En attendant, grâce à son parrain Harry Roselmack, l’école a bénéficié d’une couverture médiatique plus qu’élogieuse, ce qui a certainement favorisé son succès immédiat. Le documentaire produit par Mélissa Theuriau et relayé avec enthousiasme par son conjoint Jamel Debbouze sur les réseaux sociaux va perpétuer cette image d’une fondation qui a ainsi de beaux jours devant elle.

Alors oui, l’enseignement public dans le département de Seine-Saint-Denis est en crise profonde. Il mérite mieux. Dans l’académie de Créteil, sur les 650 postes de professeurs des écoles créés, 500 ont été affectés à ce département qui bénéficie en plus d’un concours spécial pour la deuxième année consécutive avec 500 places à la clé. Malgré cette aide accrue d’un département qui en a bien besoin, le journal Le Parisien annonçait mercredi 18 février 2016 qu’entre 250 et 400 classes étaient chaque jour sans professeurs, ce qui provoquait le mécontentement légitime des familles se sentant abandonnées par l’État.

Rappelons aussi que ce concours spécial 93 créé en 2015 s’adresse à tous les candidats ayant échoué dans les différentes académies. Un concours au rabais en somme pour un département qui aurait besoin de professeurs de qualité et surtout expérimentés. Au regard des besoins de maîtres supplémentaires (trois professeurs pour deux classes par exemple), de la reconstitution du RASED (Réseau d’aides spécialisées aux élèves en difficulté) mis à mal sous Nicolas Sarkozy et de la scolarisation des enfants de moins de trois ans, ce nombre de postes créés est donc très insuffisant et nécessitera comme chaque année l’emploi de centaines de vacataires et contractuels, à peine formés.

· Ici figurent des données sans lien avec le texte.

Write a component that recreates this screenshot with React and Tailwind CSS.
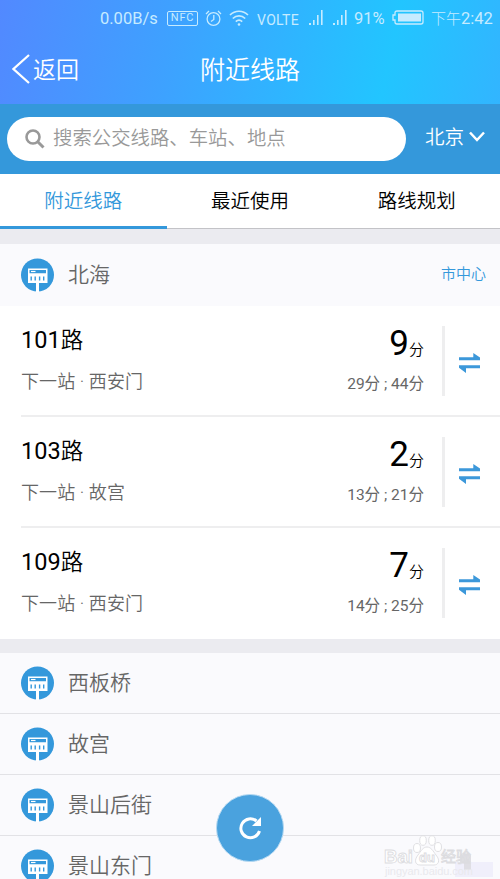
const lines = [
  { number: "101", next: "西安门", minutes: "9", later: "29分 ; 44分" },
  { number: "103", next: "故宫", minutes: "2", later: "13分 ; 21分" },
  { number: "109", next: "西安门", minutes: "7", later: "14分 ; 25分" },
];

const stops = ["西板桥", "故宫", "景山后街", "景山东门"];

function Signal({ className }) {
  return (
    <svg className={className} width="14" height="17" viewBox="0 0 14 17" fill="currentColor">
      <path d="M0 14h2v2H0zM4 11h1.6v5H4zM8 6h1.6v10H8zM12 1h1.6v15H12z" />
    </svg>
  );
}

function StatusBar() {
  return (
    <div className="flex h-9 items-center pl-[100px] font-[Roboto,'Noto_Sans_CJK_SC',sans-serif] text-[#c6ebff]">
      <span className="w-[67px] shrink-0 pt-0.5 text-[16.5px]">0.00B/s</span>
      <span className="flex h-[15px] w-[31px] shrink-0 items-center justify-center rounded-[2px] border border-current text-[11px] tracking-[0.8px]">NFC</span>
      <svg className="ml-[7px] shrink-0" width="17" height="17" viewBox="0 0 17 17" fill="none" stroke="currentColor" strokeWidth="1.3">
        <circle cx="8.5" cy="9" r="6.4" />
        <path d="M8.8 5v4.5L6 11.5M1 4l3-3M16 4l-3-3" />
      </svg>
      <svg className="ml-[7px] shrink-0" width="20" height="17" viewBox="0 0 20 17" fill="none" stroke="currentColor" strokeWidth="1.7">
        <path d="M1 5c5-5 13-5 18 0M3.8 8.5c3.6-3.6 8.8-3.6 12.4 0M6.8 11.7c2-2 4.4-2 6.4 0" />
        <circle cx="10" cy="14.5" r="1.3" fill="currentColor" stroke="none" />
      </svg>
      <span className="ml-2 mt-1 w-[52px] shrink-0 text-[14px] tracking-[0.3px]">VOLTE</span>
      <Signal className="mb-0.5 shrink-0" />
      <Signal className="mb-0.5 ml-[10px] shrink-0" />
      <span className="ml-[7px] w-[38px] shrink-0 pt-0.5 text-[16.5px]">91%</span>
      <svg className="mb-0.5 shrink-0" width="32" height="15" viewBox="0 0 32 15">
        <path d="M5 1h24q2 0 2 2v9q0 2-2 2H5q-2 0-2-2v-2H1V5h2V3q0-2 2-2z" fill="none" stroke="currentColor" strokeWidth="1.3" />
        <path d="M6 3.5h23v8H6z" fill="currentColor" />
      </svg>
      <span className="ml-[7px] shrink-0 whitespace-nowrap pt-0.5 text-[15px] font-light">下午<span className="text-[16.5px] font-normal">2:42</span></span>
    </div>
  );
}

function StopIcon() {
  return (
    <svg className="shrink-0" width="33" height="34" viewBox="0 0 33 34">
      <circle cx="16.5" cy="17" r="16.5" fill="#3498db" />
      <path d="M7 10.5h19.5V25H18v9h-3v-9H7z" fill="#fff" />
      <path d="M8.5 12H25v3.2H8.5zM9.5 18.5h1.4v4H9.5zM13.5 18.5h1.4v4h-1.4zM17.9 18.5h1.4v4h-1.4zM22 18.5h1.4v4H22z" fill="#3498db" />
      <path d="M10 12.9h4.5v1.2H10z" fill="#fff" />
    </svg>
  );
}

function LineRow({ line, last }) {
  return (
    <div className={last ? "ml-[21px] flex h-[111px] justify-between" : "ml-[21px] flex h-[111px] justify-between border-b-2 border-[#eeeeef]"}>
      <div className="font-[Roboto,'Noto_Sans_CJK_SC',sans-serif]">
        <div className="mt-[16px] text-[23.5px] leading-[36px] text-black">
          {line.number}<span className="text-[22.5px] font-[350]">路</span>
        </div>
        <div className="mt-[10px] text-[18px] font-[350] leading-[28px] tracking-[0.1px] text-[#666]">下一站 · {line.next}</div>
      </div>
      <div className="flex font-[Roboto,'Noto_Sans_CJK_SC',sans-serif]">
        <div className="text-right">
          <div className="mt-[16px] flex h-[44px] items-baseline justify-end text-black">
            <span className="text-[35px] leading-[44px]">{line.minutes}</span>
            <span className="text-[15px] font-[350]">分</span>
          </div>
          <div className="mt-[4px] text-[15.5px] leading-[28px] text-[#666]">{line.later}</div>
        </div>
        <div className="ml-[18px] mt-5 h-[70px] w-[3px] bg-[#eeeeef]" />
        <svg className="ml-[14px] mr-[19px] mt-[47px]" width="22" height="20" viewBox="0 0 22 20" fill="#3c98da">
          <path d="M0 4.2h14.3V0L21 4.500v2.700H0zM21 12.300v2.900H7V20L0 14.800v-2.500z" />
        </svg>
      </div>
    </div>
  );
}

function Watermark() {
  return (
    <div className="absolute left-[383px] top-[833px] h-[46px] w-[117px] font-['Liberation_Sans','Noto_Sans_CJK_SC',sans-serif]">
      <svg width="117" height="46" viewBox="0 0 117 46">
        <path d="M72 29h38v15H72z" fill="#f0effb" />
        <path d="M77 22h11v15h-7v-7h-4z" fill="#dfdee4" />
        <g fill="#fff" stroke="#dcdce0" strokeWidth="0.9">
          <text x="1" y="30" fontSize="19" fontWeight="bold" textLength="29" lengthAdjust="spacingAndGlyphs">Bai</text>
          <path d="M35 22c3-4 5-8 9-8s6 4 9 8c5 6 2 10-2 10H37c-5 0-6-5-2-10z" />
          <ellipse cx="34" cy="15" rx="3.5" ry="4.5" />
          <ellipse cx="40" cy="7.5" rx="3.3" ry="4.8" />
          <ellipse cx="49" cy="7.5" rx="3.3" ry="4.8" />
          <ellipse cx="55" cy="14" rx="3.5" ry="4.5" />
          <text x="36" y="29" fontSize="13" fontWeight="bold">du</text>
          <text x="58" y="29" fontSize="15">经验</text>
        </g>
        <text x="2" y="42" fontSize="11" fill="#e9e9ed" textLength="88">jingyan.baidu.com</text>
      </svg>
    </div>
  );
}

export default function App() {
  return (
    <div className="relative h-[879px] w-[500px] overflow-hidden bg-white font-['Noto_Sans_CJK_SC',sans-serif]">
      <div className="h-[104px] bg-linear-[102deg,#5289ff_0%,#3ea1ff_34%,#22c5ff_77%,#32b5ff_100%] text-white">
        <StatusBar />
        <div className="grid h-[68px] grid-cols-3 items-center pb-0.5">
          <div className="flex items-center pl-3 text-[23px] font-[350] leading-none">
            <svg width="18" height="30" viewBox="0 0 18 30" fill="none" stroke="currentColor" strokeWidth="2.2">
              <path d="M17 1 1.5 15 17 29" />
            </svg>
            <span className="ml-[3px] pb-0.5">返回</span>
          </div>
          <h1 className="pb-px text-center text-[25px] font-[350] leading-none">附近线路</h1>
        </div>
      </div>

      <div className="flex h-[70px] items-center bg-[#3498db] text-white">
        <div className="ml-[7px] flex h-[44px] w-[399px] items-center rounded-full bg-white pl-[18px] text-[#999]">
          <svg width="20" height="20" viewBox="0 0 20 20" fill="none" stroke="currentColor" strokeWidth="2.6">
            <circle cx="8" cy="8" r="6.5" />
            <path d="m12.5 12.5 6 6" strokeWidth="3" />
          </svg>
          <span className="ml-2 pb-1 text-[19.4px] font-[350] leading-none">搜索公交线路、车站、地点</span>
        </div>
        <span className="ml-[19px] pb-1.5 text-[19.5px] font-[350] leading-none">北京</span>
        <svg className="mb-1.5 ml-[5px]" width="16" height="11" viewBox="0 0 16 11" fill="none" stroke="currentColor" strokeWidth="2.5">
          <path d="m1 1.500 7 7.500 7-7.500" />
        </svg>
      </div>

      <div className="grid h-[55px] grid-cols-3 text-center text-[19.5px] font-[350] leading-[51px] text-black">
        <div className="border-b-[3px] border-[#3498db] text-[#3498db]">附近线路</div>
        <div className="border-b border-[#c3c3c7]">最近使用</div>
        <div className="border-b border-[#c3c3c7]">路线规划</div>
      </div>
      <div className="h-[15px] bg-[#ebebf0]" />

      <div className="flex h-[62px] items-center bg-[#fafafd] pl-[21px] pr-[14px]">
        <StopIcon />
        <span className="ml-[14px] flex-1 pb-1 text-[21px] font-[350] leading-none text-[#666]">北海</span>
        <span className="pb-1.5 text-[15px] font-[350] leading-none text-[#3498db]">市中心</span>
      </div>
      {lines.map((line, i) => (
        <LineRow key={line.number} line={line} last={i === lines.length - 1} />
      ))}
      <div className="h-[14px] bg-[#ebebf0]" />

      {stops.map((stop) => (
        <div key={stop} className="flex h-[61px] items-center border-b border-[#e2e2e6] bg-[#fafafd] pl-[21px]">
          <StopIcon />
          <span className="ml-[14px] pb-1 text-[21px] font-[350] leading-none text-[#666]">{stop}</span>
        </div>
      ))}

      <button className="absolute left-[216px] top-[794px] flex h-[68px] w-[68px] items-center justify-center rounded-full border border-[#b5d9f2] bg-[#4aa2de]">
        <svg width="24" height="24" viewBox="0 0 24 24" fill="none" stroke="#fff" strokeWidth="3">
          <path d="M18.5 5A9.5 9.5 0 1 0 21.5 15" />
          <path d="M23 1v9h-9z" fill="#fff" stroke="none" />
        </svg>
      </button>
      <Watermark />
    </div>
  );
}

Ainsi, en liant ces deux documentaires on peut donc en conclure que l’école publique va mal et que seul le secteur privé peut finalement résoudre ses problèmes. Et quel est le candidat le plus en phase avec ce constat ? François Fillon pardi !

Le candidat des républicains a tout renversé sur son passage avec ses promesses on ne peut plus réactionnaires. Moins de professeurs encore, plus d’autorité, moins de pédagogie et une vision de l’éducation des plus rétrogrades notamment en histoire, la matière que j’enseigne. Une matière qui doit aider nos élèves à se forger une culture commune évidemment. Contrairement à ce qui a été dit hier soir lors du débat opposant Alain Juppé à François Fillon, la chrétienté est toujours enseignée à l’école.

À lire >> Réforme du collège : l’enseignement du christianisme n’est pas liquidé au profit de l’islam

Être professeur, c’est participer aussi au développement d’esprit critique de nos élèves. La volonté de François Fillon de mettre la main sur les programmes en inculquant un roman national, ce n’est pas de l’histoire, c’est de l’embrigadement pur et simple. L’essence même de notre métier est remise en cause sans que l’on se soucie du problème essentiel à savoir celui d’un encadrement convenable de nos élèves qui constitue le socle de la réussite. Ces deux documentaires expliquent donc très bien les conséquences de cette vision libérale qui se diffuse dans notre société et qui se répercute forcément sur le système scolaire mettant en péril notre mission.